ネパール国王が行政権返還、首相選出へ

【2006年4月22日】 直接統治を続けているギャネンドラ国王に対する大規模なデモがあったネパールで、21日に国王がテレビ演説し、行政権の返還を発表した。

国王は、ネパール憲法35条に基づいて行政権を国民に返すとした上で、速やかに選挙を実施すべきだと述べた。また、「ネパール会議派」など主要政党による七党同盟に対し、次期首相を推薦するよう呼びかけた。

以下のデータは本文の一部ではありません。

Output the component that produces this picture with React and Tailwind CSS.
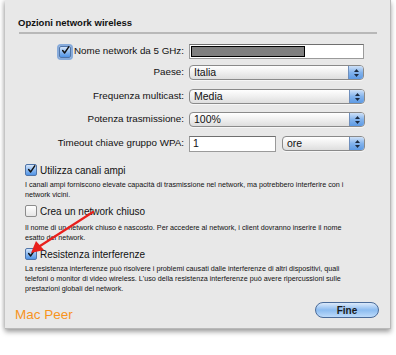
import React from "react";

const font = { fontFamily: '"Liberation Sans", Arial, sans-serif' };

const Check = ({ checked, focus }) => (
  <span
    className={`flex h-[12px] w-[12px] shrink-0 items-center justify-center rounded-[2px] border ${
      checked
        ? "border-[#4f74a8] bg-gradient-to-b from-[#d6e6fa] via-[#8dbaf0] to-[#4f93e6]"
        : "border-[#8c8c8c] bg-gradient-to-b from-[#ffffff] to-[#e6e6e6]"
    } ${focus ? "shadow-[0_0_0_2px_rgba(110,155,215,0.8)]" : ""}`}
  >
    {checked && (
      <svg width="11" height="11" viewBox="0 0 11 11" className="-mt-[2px] ml-[1px]">
        <path d="M2 5.5 L4.5 8.5 L9.5 1" fill="none" stroke="#111" strokeWidth="1.8" strokeLinecap="round" strokeLinejoin="round" />
      </svg>
    )}
  </span>
);

const Popup = ({ value, className = "" }) => (
  <div
    className={`flex h-[15px] items-center overflow-hidden rounded-[4px] border border-[#8a8a8a] bg-gradient-to-b from-[#ffffff] via-[#efefef] to-[#dedede] shadow-[0_1px_0_#f6f6f6] ${className}`}
  >
    <span className="flex-1 pl-[4px] text-[10.5px] leading-none text-[#111]">{value}</span>
    <span className="flex h-full w-[15px] flex-col items-center justify-center gap-[2px] border-l border-[#6f8fbc] bg-gradient-to-b from-[#cfe1f7] via-[#83b3ec] to-[#5d9ae4]">
      <svg width="5" height="3" viewBox="0 0 5 3"><path d="M0 3 L2.5 0 L5 3 Z" fill="#1b2a40" /></svg>
      <svg width="5" height="3" viewBox="0 0 5 3"><path d="M0 0 L2.5 3 L5 0 Z" fill="#1b2a40" /></svg>
    </span>
  </div>
);

const Row = ({ label, children, className = "" }) => (
  <div className={`flex h-[15px] items-center ${className}`}>
    <div className="flex w-[179px] shrink-0 items-center justify-end whitespace-nowrap text-[9.8px] text-[#111]">{label}</div>
    <div className="ml-[5px] flex items-center">{children}</div>
  </div>
);

const Desc = ({ lines, className = "" }) => (
  <div className={`ml-[20px] text-[7.2px] leading-[9.6px] text-[#111] ${className}`}>
    {lines.map((l, i) => (
      <div key={i} className="whitespace-nowrap">{l}</div>
    ))}
  </div>
);

const Option = ({ checked, label, className = "" }) => (
  <div className={`ml-[20px] flex h-[14px] items-center gap-[3px] text-[10px] text-[#111] ${className}`}>
    <Check checked={checked} />
    {label}
  </div>
);

export default function App() {
  return (
    <div className="relative h-[355px] w-[396px] overflow-hidden bg-white" style={font}>
      <div className="ml-[5px] h-[329px] w-[386px] border-r border-b border-[#b9b9b9] bg-[#e8e8e8] shadow-[0_3px_5px_rgba(0,0,0,0.35),-2px_0_4px_rgba(0,0,0,0.12)]">
        <div className="pl-[13px] pt-[16px] text-[9.5px] font-bold leading-[14px] text-[#111]">Opzioni network wireless</div>
        <div className="ml-[14px] mt-[2px] h-[2px] w-[358px] bg-[#b8b8b8]" />

        <Row className="mt-[10px]" label={
          <span className="flex items-center gap-[3px]">
            <Check checked focus />
            Nome network da 5 GHz:
          </span>
        }>
          <div className="flex h-[15px] w-[175px] items-center border border-[#9a9a9a] border-t-[#6f6f6f] bg-white pl-[1px]">
            <div className="h-[11px] w-[114px] border-[1.5px] border-black bg-[#7f7f7f]" />
          </div>
        </Row>

        <Row className="mt-[6px]" label="Paese:">
          <Popup value="Italia" className="w-[175px]" />
        </Row>
        <Row className="mt-[9px]" label="Frequenza multicast:">
          <Popup value="Media" className="w-[176px]" />
        </Row>
        <Row className="mt-[8px]" label="Potenza trasmissione:">
          <Popup value="100%" className="w-[176px]" />
        </Row>
        <Row className="mt-[9px]" label="Timeout chiave gruppo WPA:">
          <div className="flex h-[16px] w-[87px] items-center border border-[#9a9a9a] border-t-[#6f6f6f] bg-white pl-[3px] text-[10.5px] text-[#111]">1</div>
          <Popup value="ore" className="ml-[6px] w-[83px]" />
        </Row>

        <Option checked label="Utilizza canali ampi" className="mt-[12px]" />
        <Desc
          className="mt-[3px]"
          lines={[
            "I canali ampi forniscono elevate capacità di trasmissione nel network, ma potrebbero interferire con i",
            "network vicini.",
          ]}
        />

        <Option label="Crea un network chiuso" className="mt-[5px]" />
        <Desc
          className="mt-[5px]"
          lines={[
            "Il nome di un network chiuso è nascosto. Per accedere al network, i client dovranno inserire il nome",
            "esatto del network.",
          ]}
        />

        <Option checked label="Resistenza interferenze" className="mt-[5px]" />
        <Desc
          className="mt-[3px]"
          lines={[
            "La resistenza interferenze può risolvere i problemi causati dalle interferenze di altri dispositivi, quali",
            "telefoni o monitor di video wireless. L'uso della resistenza interferenze può avere ripercussioni sulle",
            "prestazioni globali del network.",
          ]}
        />

        <div className="mt-[9px] flex items-start justify-between pl-[10px] pr-[11px]">
          <span className="mt-[6px] text-[13.5px] leading-none text-[#f7941d]">Mac Peer</span>
          <button className="flex h-[16px] w-[64px] items-center justify-center rounded-full border border-[#4a6b99] bg-gradient-to-b from-[#dbe9fa] via-[#8cbcf0] to-[#bcdafa] text-[10px] font-bold text-[#1a1a1a]">
            Fine
          </button>
        </div>
      </div>

      <svg className="pointer-events-none absolute left-0 top-0" width="396" height="355" viewBox="0 0 396 355">
        <line x1="93" y1="212" x2="40" y2="246" stroke="#e8201c" strokeWidth="2.2" strokeLinecap="round" />
        <path d="M31 253 L36 241 L44 250 Z" fill="#e8201c" />
      </svg>
    </div>
  );
}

しかし、毎日新聞や産経新聞によると、国王は選挙や国会再開の具体的な日程を明言しておらず、自身が政治に関与する体制を維持すると同時に、七党同盟に接近してきているネパール共産党毛沢東主義派(毛派)と七党同盟を引き離そうという狙いがあるものとの見方が出ている。七党同盟は毛派との合意文書において、国王の声明の内容はまだ不十分だとしており、権力の即時返還や国会・制憲議会の設置などを要求している。またNepalnewsによると、各党がそれぞれ他の党と会合を開き戦略を話し合うなどの動きもあるほか、一部では、国王が更なる要求を認めなければデモを激化させるとの決定もあった。

Reutersによれば、国王の声明があった翌日の22日にも、カトマンズでは、数千人がタイヤを燃やしたり、枝や石を投げるなどのデモを行った。

毎日新聞やReutersによると、この国王の声明に対し、特使を派遣したインド欧州連合 (EU)、アメリカ合衆国などは歓迎の意を表し、各政党に速やかな活動の開始を促した。ネパール情勢を重く見て、専門家の派遣や政府によるデモ弾圧の批判を行ってきた国際連合(国連)も、国王の声明を歓迎している。